Carnegie Mellon University
October 18, 2012

News Brief: CMU, Penn State Researchers Awarded $300,000 New Frontiers in Astronomy & Cosmology Grant

A team of researchers from Carnegie Mellon University's Bruce and Astrid McWilliams Center for Cosmology and The Pennsylvania State University have been awarded a $300,000 New Frontiers in Astronomy & Cosmology Grant from the John Templeton Foundation.

The grant will allow the researchers, including CMU physicists Richard Holman and Shirley Ho, postdoc Ross O'Connell and McWilliams Post-doctoral Fellow Nishant Agarwal, and Penn State physicist Sarah Shandera, to explore one of the big questions in cosmology: what is the earliest state of the universe?

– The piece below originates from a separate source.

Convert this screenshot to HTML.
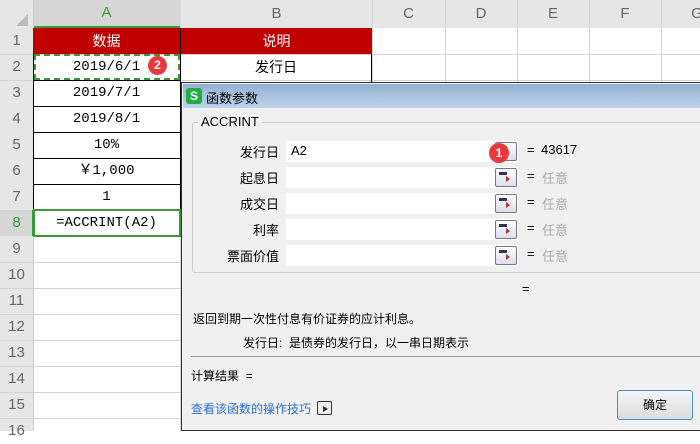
<!DOCTYPE html>
<html><head><meta charset="utf-8"><style>
*{margin:0;padding:0;box-sizing:border-box}
body{width:700px;height:431px;overflow:hidden;background:#fff;position:relative;font-family:"Liberation Sans","Noto Sans CJK SC",sans-serif;font-size:13px;color:#000}
.a{position:absolute}
.hdr{background:#e6e6e6;color:#555;font-size:15px;text-align:center}
.vl{position:absolute;width:1px;background:#d4d4d4}
.hl{position:absolute;height:1px;background:#d4d4d4}
.cell{position:absolute;left:33px;width:147px;text-align:center;font-family:"Liberation Mono","Noto Sans CJK SC",monospace;font-size:14px;line-height:26px}
.lab{position:absolute;right:421px;font-size:13px;text-align:right}
.inp{position:absolute;left:286px;width:232px;height:21px;background:#fff}
.btn{position:absolute;left:495px;width:22px;height:19px;border:1px solid #777;border-radius:2px;background:linear-gradient(#fff,#dde)}
.btn:before{content:"";position:absolute;left:3px;top:3px;width:8px;height:3px;background:#335}
.btn:after{content:"";position:absolute;left:10px;top:7px;width:0;height:0;border-left:4px solid #a33;border-top:3px solid transparent;border-bottom:3px solid transparent}
.eq{position:absolute;left:527px;font-size:13px}
.ry{position:absolute;left:542px;color:#aaa;font-size:13px}
</style></head><body>
<div class="a hdr" style="left:0;top:0;width:700px;height:28px"></div>
<div class="a" style="left:0;top:28px;width:33px;height:403px;background:#e6e6e6"></div>
<div class="a" style="left:33px;top:0;width:147px;height:28px;background:#d6d6d6;border-bottom:2px solid #3a9a3a;color:#3a9a3a;text-align:center;line-height:26px;font-size:15px">A</div>
<div class="a" style="left:181px;top:0;width:191px;line-height:28px;text-align:center;color:#666;font-size:15px">B</div>
<div class="a" style="left:372px;top:0;width:73px;line-height:28px;text-align:center;color:#666;font-size:15px">C</div>
<div class="a" style="left:445px;top:0;width:72px;line-height:28px;text-align:center;color:#666;font-size:15px">D</div>
<div class="a" style="left:517px;top:0;width:72px;line-height:28px;text-align:center;color:#666;font-size:15px">E</div>
<div class="a" style="left:589px;top:0;width:72px;line-height:28px;text-align:center;color:#666;font-size:15px">F</div>
<div class="a" style="left:661px;top:0;width:72px;line-height:28px;text-align:center;color:#666;font-size:15px">G</div>
<div class="a" style="left:16px;top:14px;width:0;height:0;border-left:12px solid transparent;border-bottom:12px solid #bbb"></div>
<div class="a" style="left:0;top:28px;width:33px;color:#666;font-size:15px;text-align:center;line-height:26px">
<div>1</div><div>2</div><div>3</div><div>4</div><div>5</div><div>6</div><div>7</div><div style="color:#3a9a3a;background:#d6d6d6">8</div><div>9</div><div>10</div><div>11</div><div>12</div><div>13</div><div>14</div><div>15</div><div>16</div></div>
<div class="a" style="left:32px;top:210px;width:1px;height:26px;background:#3a9a3a"></div>
<div class="vl" style="left:33px;top:0;height:431px;background:#ccc"></div>
<div class="vl" style="left:180px;top:0;height:431px"></div>
<div class="vl" style="left:372px;top:0;height:84px"></div>
<div class="vl" style="left:445px;top:0;height:84px"></div>
<div class="vl" style="left:517px;top:0;height:84px"></div>
<div class="vl" style="left:589px;top:0;height:84px"></div>
<div class="vl" style="left:661px;top:0;height:84px"></div>
<div class="hl" style="left:0;top:54px;width:700px"></div>
<div class="hl" style="left:0;top:80px;width:700px"></div>
<div class="hl" style="left:0;top:262px;width:180px"></div>
<div class="hl" style="left:0;top:288px;width:180px"></div>
<div class="hl" style="left:0;top:314px;width:180px"></div>
<div class="hl" style="left:0;top:340px;width:180px"></div>
<div class="hl" style="left:0;top:366px;width:180px"></div>
<div class="hl" style="left:0;top:392px;width:180px"></div>
<div class="hl" style="left:0;top:418px;width:180px"></div>
<div class="a" style="left:33px;top:28px;width:339px;height:26px;background:#c00000"></div>
<div class="a" style="left:33px;top:28px;width:147px;line-height:26px;text-align:center;color:#fff;font-size:14px">数据</div>
<div class="a" style="left:180px;top:28px;width:192px;line-height:26px;text-align:center;color:#fff;font-size:14px;border-left:1px solid #000">说明</div>
<div class="a" style="left:180px;top:54px;width:192px;height:30px;border:1px solid #000;border-top:none;line-height:26px;text-align:center;font-size:14px">发行日</div>
<div class="a" style="left:33px;top:54px;width:148px;height:182px;border-left:1px solid #000;border-right:1px solid #000"></div>
<div class="a" style="left:33px;top:80px;width:148px;height:1px;background:#000"></div>
<div class="a" style="left:33px;top:106px;width:148px;height:1px;background:#000"></div>
<div class="a" style="left:33px;top:132px;width:148px;height:1px;background:#000"></div>
<div class="a" style="left:33px;top:158px;width:148px;height:1px;background:#000"></div>
<div class="a" style="left:33px;top:184px;width:148px;height:1px;background:#000"></div>
<div class="a" style="left:33px;top:210px;width:148px;height:1px;background:#000"></div>
<div class="cell" style="top:54px">2019/6/1</div>
<div class="cell" style="top:80px">2019/7/1</div>
<div class="cell" style="top:106px">2019/8/1</div>
<div class="cell" style="top:132px">10%</div>
<div class="cell" style="top:158px">￥1,000</div>
<div class="cell" style="top:184px">1</div>
<div class="cell" style="top:210px">=ACCRINT(A2)</div>
<div class="a" style="left:34px;top:54px;width:146px;height:26px;border:2px dashed #3a9a3a;background:transparent"></div>
<div class="a" style="left:33px;top:209px;width:148px;height:28px;border:2px solid #3a9a3a"></div>
<div class="a" style="left:148px;top:56px;width:19px;height:19px;border-radius:50%;background:#e8393f;color:#fff;font-size:12px;font-weight:bold;text-align:center;line-height:19px">2</div>
<div class="a" style="left:181px;top:82px;width:519px;height:349px;background:#f0f0f0;border:1px solid #333;border-right:none"></div>
<div class="a" style="left:183px;top:84px;width:517px;height:24px;background:linear-gradient(#94b1d2,#bdd3ec)"></div>
<div class="a" style="left:186px;top:88px;width:16px;height:16px;border-radius:3px;background:#1fae3f;color:#fff;font-size:12px;font-weight:bold;text-align:center;line-height:16px">S</div>
<div class="a" style="left:206px;top:88px;font-size:13px">函数参数</div>
<div class="a" style="left:192px;top:122px;width:520px;height:151px;border:1px solid #ccc;border-radius:3px"></div>
<div class="a" style="left:198px;top:114px;background:#f0f0f0;padding:0 3px;font-size:13px">ACCRINT</div>
<div class="lab" style="top:142px">发行日</div>
<div class="lab" style="top:168px">起息日</div>
<div class="lab" style="top:194px">成交日</div>
<div class="lab" style="top:220px">利率</div>
<div class="lab" style="top:246px">票面价值</div>
<div class="inp" style="top:141px"></div><div class="a" style="left:291px;top:143px">A2</div>
<div class="inp" style="top:167px"></div>
<div class="inp" style="top:193px"></div>
<div class="inp" style="top:219px"></div>
<div class="inp" style="top:245px"></div>
<div class="btn" style="top:142px"></div><div class="btn" style="top:168px"></div><div class="btn" style="top:194px"></div><div class="btn" style="top:220px"></div><div class="btn" style="top:246px"></div>
<div class="a" style="left:489px;top:143px;width:20px;height:20px;border-radius:50%;background:#e8393f;color:#fff;font-size:12px;font-weight:bold;text-align:center;line-height:20px">1</div>
<div class="eq" style="top:142px">=</div><div class="a" style="left:541px;top:142px">43617</div>
<div class="eq" style="top:168px">=</div><div class="ry" style="top:168px">任意</div>
<div class="eq" style="top:194px">=</div><div class="ry" style="top:194px">任意</div>
<div class="eq" style="top:220px">=</div><div class="ry" style="top:220px">任意</div>
<div class="eq" style="top:246px">=</div><div class="ry" style="top:246px">任意</div>
<div class="a" style="left:522px;top:281px">=</div>
<div class="a" style="left:193px;top:310px;font-size:12px">返回到期一次性付息有价证券的应计利息。</div>
<div class="a" style="left:243px;top:334px;font-size:12px">发行日:&nbsp; 是债券的发行日，以一串日期表示</div>
<div class="a" style="left:191px;top:356px;width:509px;height:1px;background:#999"></div>
<div class="a" style="left:191px;top:367px;font-size:12px">计算结果&nbsp; =</div>
<div class="a" style="left:191px;top:400px;font-size:12px;color:#2b6fd6">查看该函数的操作技巧</div>
<div class="a" style="left:317px;top:401px;width:15px;height:14px;border:1px solid #333;border-radius:2px"><div style="position:absolute;left:5px;top:4px;border-left:5px solid #333;border-top:3px solid transparent;border-bottom:3px solid transparent"></div></div>
<div class="a" style="left:617px;top:390px;width:76px;height:30px;border:1px solid #4a8fc8;border-radius:3px;background:linear-gradient(#f4f4f4,#dcdcdc);text-align:center;line-height:28px;font-size:12px">确定</div>
</body></html>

In their project, titled "CosmoArchaeology: Digging for the Initial State," the researchers will combine theoretical research that applies quantum mechanics to the idea of the inflationary universe with observational data from the Sloan Digital Sky Survey and the Planck mission.

The New Frontiers in Astronomy & Cosmology program marks the centenary of the birth of Sir John Templeton, who regarded cosmology and astronomy as exemplary scientific pursuits that have continually expanded humanity's vision of the world.